The small medieval city of Český Krumlov in South Bohemia is one of the best preserved in Europe, complete with red roofs and views of the castle and river. Just a short distance away, visit České Budějovice, the home of Budweiser beer since the 13th century.
The Czech Republic also includes many outstanding natural areas. Bohemian Switzerland offers panoramic views, forested walks and stunning rock formations. One such formation is the surreal, limestone spires of the Adršpach-Teplice Rocks with pathways winding through tunnels cut into these monoliths.
Brno offers a younger vibe amongst a fascinating mix of gothic, baroque, art nouveau and other styles. The 13th century Špilberk Castle dominates the skyline, but the modernist Villa Tugendhat built by Ludwig Mies van der Rohe merited UNESCO recognition.
If you want to experience the opulence of European aristocracy, visit Karlovy Vary. This spa town features thermal springs, colonnades and the Pramen Vřídlo geyser, which spouts up to 12 meters high.
Plzeň, or Pilsen, is the first city to have produced the famous lager, Pilsner over 175 years ago. Today, the beer is exported around the world. The city also includes St. Bartholomew’s Cathedral with the highest tower in the country and many Renaissance and baroque houses around the main square.
Telč is another UNESCO-protected region due to its location on the crossroads of trade routes, its Gothic castle, and the mysterious passages beneath St. James’s Church that lead under the main square.
In Olomouc you’ll find the 35 meter high Holy Trinity Column, a perfect example of Czech Baroque commissioned to express gratitude by those who survived the plague.
Karlštejn Castle was once a treasury for the crown jewels of the Holy Roman Empire and is one of the most beautiful castles in Europe. It offers grand halls, decadent rooms, and superb views of the area.
The country also sports many contemporary artists and buildings. Perhaps the most famous artist is David Černý. He’s internationally recognized for his controversial sculptures and socio-political commentary.
The Dancing House in Prague designed by Frank Gehry and Vlado Milunić is one of the most iconic buildings in the world and won the Time Award and Design of the Year in 1996. The two towers resemble dancers leaning toward each other as they perform.
The present-day Czech Republic was populated by Celts by the 4th century. They were pushed out by German tribes and by the end of the 5th century Slavs arrived in what is now Moravia and Slovakia.
In 863, Byzantine Christian missionaries arrived in Moravia. The Czech state gradually strengthened, however the influence of the Roman Catholic Church expanded. German powers overcame the Czech state in 950 AD and Bohemia became part of the Holy Roman Empire.
The kingdom of Bohemia gained much power and prestige under the rule of Charles IV between 1346 and 1378 AD. He was elected Holy Roman Emperor with leadership over a sovereign state.

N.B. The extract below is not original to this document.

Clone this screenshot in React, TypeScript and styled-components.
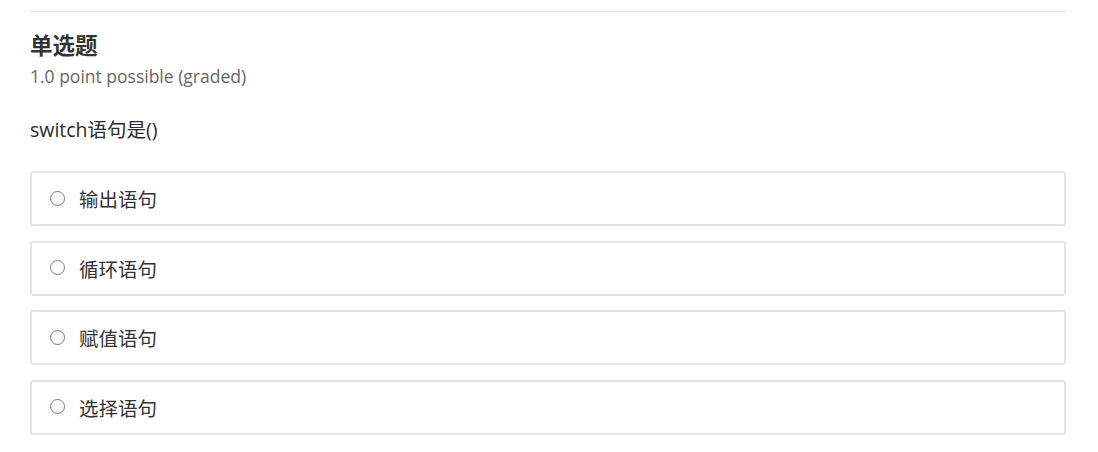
import React from "react";
import styled, { createGlobalStyle } from "styled-components";

const GlobalStyle = createGlobalStyle`
  html, body {
    margin: 0;
    padding: 0;
    background: #fff;
    font-family: "Open Sans", "Noto Sans CJK SC", sans-serif;
    color: #313131;
  }
`;

const Problem = styled.div`
  margin: 0 32px 0 30px;
  padding-top: 11px;
`;

const Divider = styled.hr`
  border: 0;
  border-top: 1px solid #dedede;
  margin: 0;
`;

const Title = styled.h3`
  margin: 19px 0 0;
  font-size: 22.5px;
  line-height: 30px;
  font-weight: 700;
  color: #333;
`;

const Meta = styled.div`
  font-size: 17.5px;
  line-height: 31px;
  color: #666;
`;

const Question = styled.p`
  margin: 24px 0 0;
  font-size: 19.5px;
  line-height: 28px;
  color: #2b2b2b;
`;

const Choices = styled.div`
  margin-top: 27px;
  display: flex;
  flex-direction: column;
  gap: 14.5px;
`;

const Choice = styled.label`
  display: flex;
  align-items: center;
  height: 55px;
  box-sizing: border-box;
  padding: 0 18px;
  border: 2px solid #e4e4e4;
  border-radius: 3px;
  cursor: pointer;
`;

const Radio = styled.span`
  width: 13px;
  height: 13px;
  border: 1.3px solid #7a7a7a;
  border-radius: 50%;
  margin-right: 14px;
  flex-shrink: 0;
  margin-top: -1px;
`;

const ChoiceText = styled.span`
  font-size: 19.5px;
  color: #333;
`;

const options = ["输出语句", "循环语句", "赋值语句", "选择语句"];

export default function App() {
  return (
    <>
      <GlobalStyle />
      <Problem>
        <Divider />
        <Title>单选题</Title>
        <Meta>1.0 point possible (graded)</Meta>
        <Question>switch语句是()</Question>
        <Choices>
          {options.map(o => (
            <Choice key={o}>
              <Radio />
              <ChoiceText>{o}</ChoiceText>
            </Choice>
          ))}
        </Choices>
      </Problem>
    </>
  );
}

The reign of Charles’ successor led to an economic and political crisis, the Hussite reform movement, and decades of turmoil. A temporary agreement between Hussite Bohemia and Catholic Europe was reached in 1436 AD, formally recognizing a second religion.
When the existing ruling line died out, the Habsburg dynasty succeeded to the throne of Bohemia in 1526 AD. They strengthened Catholicism, restricted other religions and created a multi-national empire.

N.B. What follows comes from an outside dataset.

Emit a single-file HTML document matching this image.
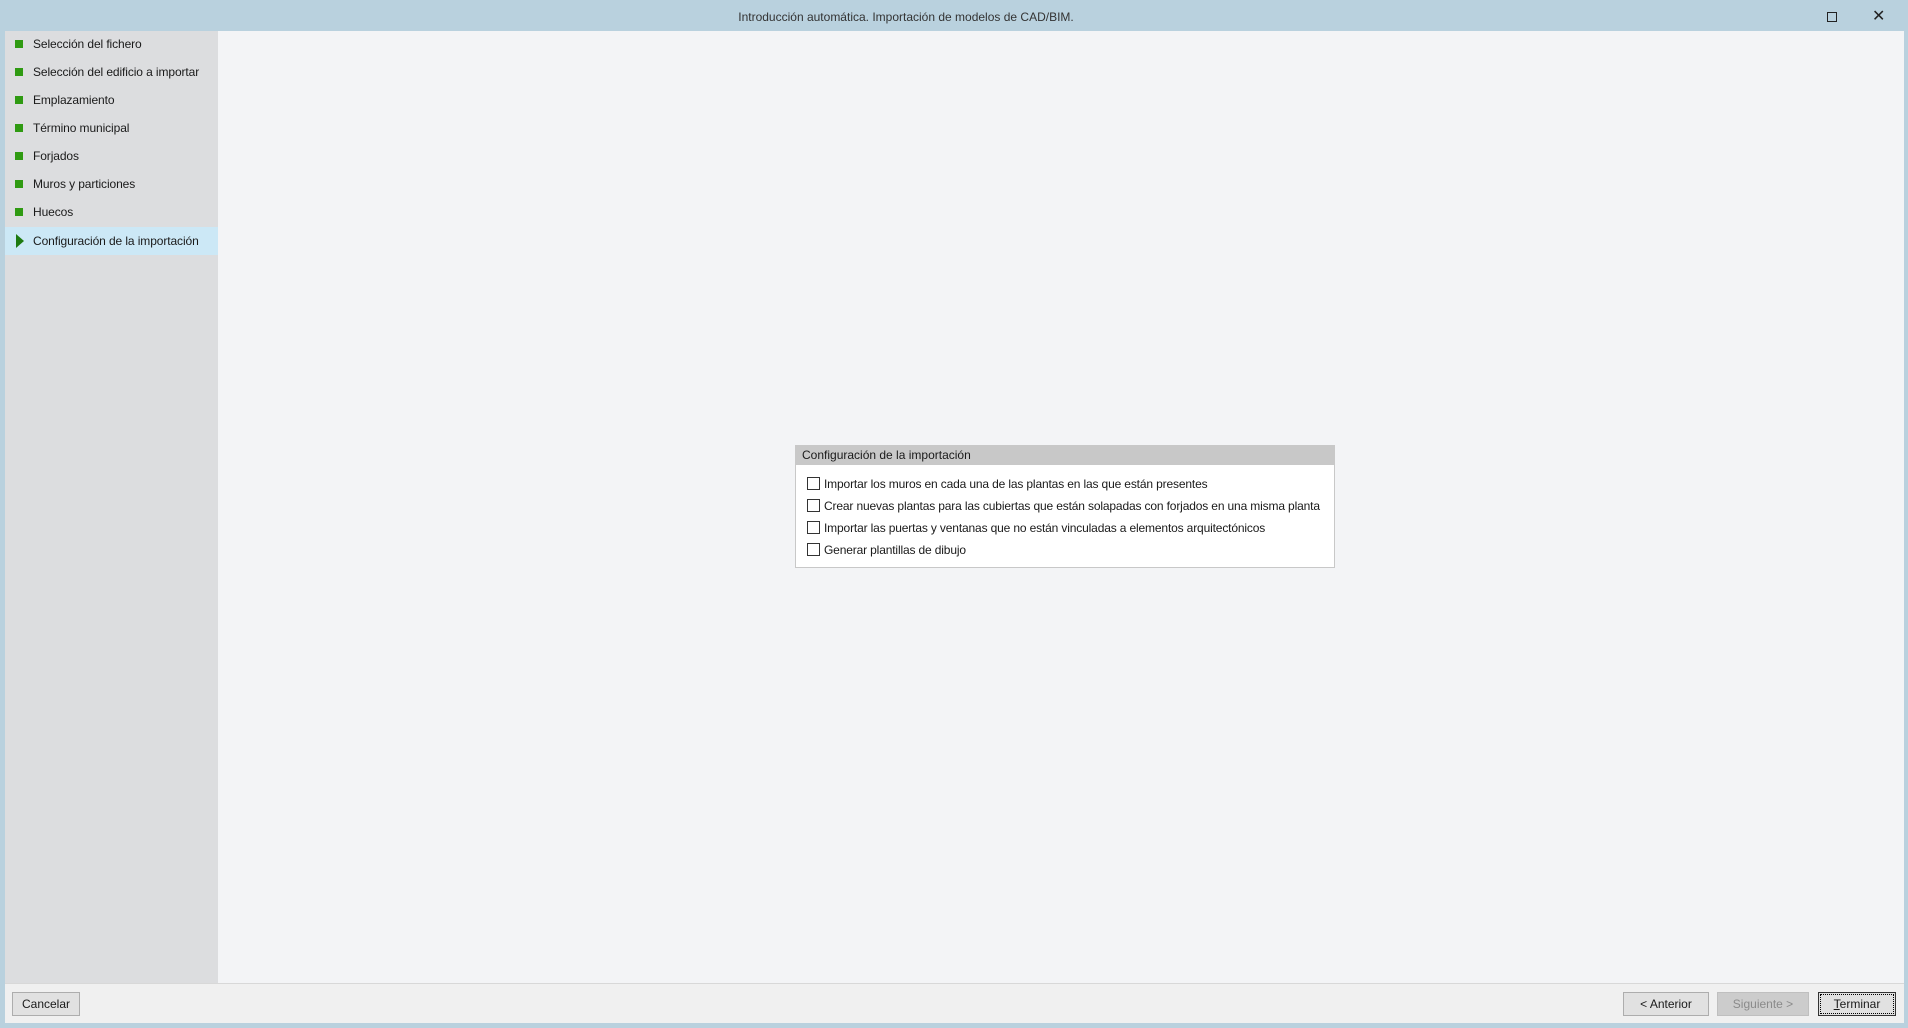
<!DOCTYPE html>
<html><head><meta charset="utf-8"><style>
*{margin:0;padding:0;box-sizing:border-box}
body{width:1908px;height:1028px;background:#b9d1de;font-family:"Liberation Sans",sans-serif;font-size:12px;color:#1a1a1a;position:relative;overflow:hidden;white-space:nowrap}
.abs{position:absolute}
#title{left:0;top:0;width:1812px;height:31px;text-align:center;line-height:34px;font-size:12px;color:#333}
#main{left:5px;top:31px;width:1899px;height:952px;background:#f3f4f6}
#side{left:5px;top:31px;width:213px;height:952px;background:#dcdddf}
.it{position:absolute;left:33px;height:28px;line-height:28px;letter-spacing:-0.1px}
.sq{position:absolute;left:15px;width:8px;height:8px;background:#2f9a12}
#sel{left:5px;top:227px;width:213px;height:28px;background:#cce8f6}
#bot{left:5px;top:983px;width:1899px;height:40px;background:#f0f0f0;border-top:1px solid #d8d8d8}
.btn{position:absolute;height:24px;border:1px solid #adadad;background:#e1e1e1;text-align:center;line-height:22px;font-size:12px}
#panel{left:795px;top:445px;width:540px;height:123px;background:#fff;border:1px solid #c8c8c8}
#ph{position:absolute;left:0;top:0;width:100%;height:19px;background:#c8c8c8;line-height:19px;padding-left:6px}
.cb{position:absolute;left:11px;width:13px;height:13px;border:1px solid #333;background:#fff}
.cl{position:absolute;left:28px;line-height:14px;letter-spacing:-0.15px}
</style></head><body>
<div class="abs" id="title">Introducción automática. Importación de modelos de CAD/BIM.</div>
<div class="abs" style="left:1827px;top:12px;width:10px;height:10px;border:1px solid #222"></div>
<div class="abs" style="left:1872px;top:8px;font-size:16px;line-height:18px;color:#222">✕</div>
<div class="abs" id="main"></div>
<div class="abs" id="side"></div>
<div class="abs" id="sel"></div>
<div class="sq" style="top:40px"></div><div class="it" style="top:30px">Selección del fichero</div>
<div class="sq" style="top:68px"></div><div class="it" style="top:58px">Selección del edificio a importar</div>
<div class="sq" style="top:96px"></div><div class="it" style="top:86px">Emplazamiento</div>
<div class="sq" style="top:124px"></div><div class="it" style="top:114px">Término municipal</div>
<div class="sq" style="top:152px"></div><div class="it" style="top:142px">Forjados</div>
<div class="sq" style="top:180px"></div><div class="it" style="top:170px">Muros y particiones</div>
<div class="sq" style="top:208px"></div><div class="it" style="top:198px">Huecos</div>
<div class="abs" style="left:16px;top:234px;width:0;height:0;border-top:7px solid transparent;border-bottom:7px solid transparent;border-left:8px solid #1e7a10"></div>
<div class="it" style="top:227px">Configuración de la importación</div>
<div class="abs" id="panel">
<div id="ph">Configuración de la importación</div>
<div class="cb" style="top:31px"></div><div class="cl" style="top:31px">Importar los muros en cada una de las plantas en las que están presentes</div>
<div class="cb" style="top:53px"></div><div class="cl" style="top:53px">Crear nuevas plantas para las cubiertas que están solapadas con forjados en una misma planta</div>
<div class="cb" style="top:75px"></div><div class="cl" style="top:75px">Importar las puertas y ventanas que no están vinculadas a elementos arquitectónicos</div>
<div class="cb" style="top:97px"></div><div class="cl" style="top:97px">Generar plantillas de dibujo</div>
</div>
<div class="abs" id="bot"></div>
<div class="btn" style="left:12px;top:992px;width:68px">Cancelar</div>
<div class="btn" style="left:1623px;top:992px;width:86px">&lt; Anterior</div>
<div class="btn" style="left:1717px;top:992px;width:92px;background:#cccccc;border-color:#bfbfbf;color:#8a8a8a">Siguiente &gt;</div>
<div class="btn" style="left:1818px;top:992px;width:78px;border:1px solid #333;outline:1px dotted #000;outline-offset:-3px"><u>T</u>erminar</div>
</body></html>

Prague grew into an important center of European culture and the ruler declared religious freedom. However, this led to a civil war between the Czech Estates and the Catholic Emperor. The Estates were defeated in 1620 at the Battle of the White Mountain and the Kingdom of Bohemia lost its independence.

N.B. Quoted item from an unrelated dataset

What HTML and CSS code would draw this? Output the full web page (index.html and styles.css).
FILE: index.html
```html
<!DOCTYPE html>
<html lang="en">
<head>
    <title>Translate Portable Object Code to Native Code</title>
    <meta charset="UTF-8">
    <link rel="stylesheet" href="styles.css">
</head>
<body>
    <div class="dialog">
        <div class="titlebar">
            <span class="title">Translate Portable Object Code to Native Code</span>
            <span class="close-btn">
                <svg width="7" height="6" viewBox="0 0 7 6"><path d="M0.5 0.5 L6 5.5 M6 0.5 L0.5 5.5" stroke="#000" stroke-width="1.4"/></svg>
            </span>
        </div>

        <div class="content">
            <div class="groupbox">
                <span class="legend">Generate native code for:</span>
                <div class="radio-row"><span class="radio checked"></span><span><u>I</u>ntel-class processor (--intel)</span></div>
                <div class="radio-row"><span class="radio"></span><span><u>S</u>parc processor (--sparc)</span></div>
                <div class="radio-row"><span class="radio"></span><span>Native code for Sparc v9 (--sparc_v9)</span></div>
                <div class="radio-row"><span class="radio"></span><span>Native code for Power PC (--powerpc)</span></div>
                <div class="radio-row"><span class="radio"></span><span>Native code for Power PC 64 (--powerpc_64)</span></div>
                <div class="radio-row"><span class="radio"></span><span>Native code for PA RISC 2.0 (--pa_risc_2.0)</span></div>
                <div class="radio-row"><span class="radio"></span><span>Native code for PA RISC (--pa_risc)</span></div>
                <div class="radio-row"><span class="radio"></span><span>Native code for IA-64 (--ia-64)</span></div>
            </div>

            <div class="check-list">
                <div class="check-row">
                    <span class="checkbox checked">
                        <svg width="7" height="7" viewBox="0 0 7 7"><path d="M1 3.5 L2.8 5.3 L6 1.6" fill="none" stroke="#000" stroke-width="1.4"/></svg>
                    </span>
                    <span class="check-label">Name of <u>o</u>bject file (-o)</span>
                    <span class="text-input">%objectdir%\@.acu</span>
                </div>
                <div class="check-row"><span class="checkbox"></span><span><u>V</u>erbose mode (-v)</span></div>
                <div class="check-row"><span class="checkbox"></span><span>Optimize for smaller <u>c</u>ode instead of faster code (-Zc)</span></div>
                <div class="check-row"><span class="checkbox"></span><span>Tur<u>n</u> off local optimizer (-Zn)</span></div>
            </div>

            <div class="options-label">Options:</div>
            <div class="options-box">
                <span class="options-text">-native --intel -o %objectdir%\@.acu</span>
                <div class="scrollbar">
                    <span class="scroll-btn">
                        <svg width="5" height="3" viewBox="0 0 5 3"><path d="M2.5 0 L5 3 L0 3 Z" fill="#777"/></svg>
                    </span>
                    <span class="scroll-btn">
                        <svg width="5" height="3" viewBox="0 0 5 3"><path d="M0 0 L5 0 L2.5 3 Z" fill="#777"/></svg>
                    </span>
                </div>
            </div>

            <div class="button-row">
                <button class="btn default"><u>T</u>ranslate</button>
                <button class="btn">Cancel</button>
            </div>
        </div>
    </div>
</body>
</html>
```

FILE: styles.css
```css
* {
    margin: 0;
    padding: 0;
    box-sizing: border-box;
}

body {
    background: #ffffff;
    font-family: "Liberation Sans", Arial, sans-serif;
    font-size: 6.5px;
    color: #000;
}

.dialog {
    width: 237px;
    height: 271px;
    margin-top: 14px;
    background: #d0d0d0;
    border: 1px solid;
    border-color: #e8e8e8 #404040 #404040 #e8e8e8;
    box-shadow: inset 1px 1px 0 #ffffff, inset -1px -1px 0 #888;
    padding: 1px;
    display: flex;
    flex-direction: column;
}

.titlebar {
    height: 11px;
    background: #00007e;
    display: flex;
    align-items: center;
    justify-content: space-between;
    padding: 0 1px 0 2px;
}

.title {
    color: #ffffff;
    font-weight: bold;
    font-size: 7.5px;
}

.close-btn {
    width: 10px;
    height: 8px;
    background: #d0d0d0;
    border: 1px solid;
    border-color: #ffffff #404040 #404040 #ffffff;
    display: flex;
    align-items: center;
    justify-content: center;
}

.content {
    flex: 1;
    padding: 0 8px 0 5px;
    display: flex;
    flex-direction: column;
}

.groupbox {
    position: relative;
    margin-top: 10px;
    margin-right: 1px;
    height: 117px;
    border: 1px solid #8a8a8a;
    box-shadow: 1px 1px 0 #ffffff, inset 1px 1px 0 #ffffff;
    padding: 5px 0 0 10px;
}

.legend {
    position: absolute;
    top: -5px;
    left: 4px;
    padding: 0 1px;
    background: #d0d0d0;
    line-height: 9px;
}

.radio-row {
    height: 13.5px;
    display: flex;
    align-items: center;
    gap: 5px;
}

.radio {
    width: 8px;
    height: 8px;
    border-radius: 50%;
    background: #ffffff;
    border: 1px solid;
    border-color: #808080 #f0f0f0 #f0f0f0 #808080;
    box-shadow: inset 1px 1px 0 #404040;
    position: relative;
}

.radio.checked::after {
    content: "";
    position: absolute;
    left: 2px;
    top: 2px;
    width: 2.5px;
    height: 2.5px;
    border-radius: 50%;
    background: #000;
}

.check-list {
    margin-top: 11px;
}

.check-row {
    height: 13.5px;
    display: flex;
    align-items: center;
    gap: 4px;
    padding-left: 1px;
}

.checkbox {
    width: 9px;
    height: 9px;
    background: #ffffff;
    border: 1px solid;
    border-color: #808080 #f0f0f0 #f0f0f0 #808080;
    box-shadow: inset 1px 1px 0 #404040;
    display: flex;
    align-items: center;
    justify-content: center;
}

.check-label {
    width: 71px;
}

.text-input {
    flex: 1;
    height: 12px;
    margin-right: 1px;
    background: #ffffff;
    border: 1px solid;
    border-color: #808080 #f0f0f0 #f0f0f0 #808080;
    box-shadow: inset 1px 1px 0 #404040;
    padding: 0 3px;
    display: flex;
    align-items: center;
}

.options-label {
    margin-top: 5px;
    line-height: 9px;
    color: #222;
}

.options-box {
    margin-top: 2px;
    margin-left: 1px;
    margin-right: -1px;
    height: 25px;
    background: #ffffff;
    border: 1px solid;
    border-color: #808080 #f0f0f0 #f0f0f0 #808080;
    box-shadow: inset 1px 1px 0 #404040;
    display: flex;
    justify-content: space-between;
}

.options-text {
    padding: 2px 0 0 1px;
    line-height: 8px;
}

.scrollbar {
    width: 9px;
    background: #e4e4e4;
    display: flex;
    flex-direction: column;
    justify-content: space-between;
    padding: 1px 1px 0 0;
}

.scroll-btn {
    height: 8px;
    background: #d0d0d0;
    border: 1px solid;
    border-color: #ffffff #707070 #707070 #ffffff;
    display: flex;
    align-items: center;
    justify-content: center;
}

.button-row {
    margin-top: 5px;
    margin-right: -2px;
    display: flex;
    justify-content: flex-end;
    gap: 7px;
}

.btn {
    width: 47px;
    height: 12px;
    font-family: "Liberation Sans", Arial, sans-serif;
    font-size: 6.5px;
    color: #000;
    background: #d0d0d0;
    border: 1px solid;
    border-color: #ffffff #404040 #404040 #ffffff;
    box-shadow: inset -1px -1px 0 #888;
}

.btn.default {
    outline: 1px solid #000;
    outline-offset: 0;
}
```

During the 18th century, the empress of Austro-Hungary ruled and she was more sympathetic to the Czechs. Her successor introduced religious toleration in 1781 AD.
In the early 19th century, Czech industry and an interest in Czech culture and history grew. Eventually, the Czech national revival movement strove for political emancipation too which led to revolution in 1848.
After the defeat of Austria-Hungary in World War I, Czechs and Slovaks began to lay the foundation for an independent state.
During World War II, Great Britain, France and Italy agreed to cede Czechoslovakia to the Germans hoping it would stop their advance. When the war ended, the Soviets took over the republic, imposed communism and suppressed political and human rights.
After World War II, the country underwent a period of political liberalization and mass protest which led to looser restrictions. However, in 1968 the Soviets sent half a million Warsaw Pact troops and tanks and occupied the country. Subsequent leaders attempted to restore the Communist political and economic values.
In 1989, the Communist regime fell and by 1993 the Czechoslovak state was peacefully divided into the Czech and Slovak Republics.
Today, the Czech Republic has a parliamentary democracy and a market economy.
According to the 2011 census, most inhabitants identify as Czech (63.7%). The remaining populations claim Moravian (4.9%), Slovakian (1.4%) or other ancestries.
According to the 2011 census, many Czechs claim they don’t practice a religion (34.5%). The Catholic Church (10.5%), Protestantism (1%) and other Christian churches are the most significant formal religious influences.
According to Forbes’ 2019 Best Countries for Business, the Czech Republic is the 29th best country in the world for conducting business.
The 2019 Index of Economic Freedom rates the Czech Republic 23rd globally and states, “Implementation of critical reforms by previous administrations streamlined business start-up procedures, embedded a relatively efficient tax regime to facilitate entrepreneurial growth, and institutionalized openness to global trade and investment.”
World Bank’s “Doing Business” rankings rate the Czech Republic 35th for ease of doing business in the world.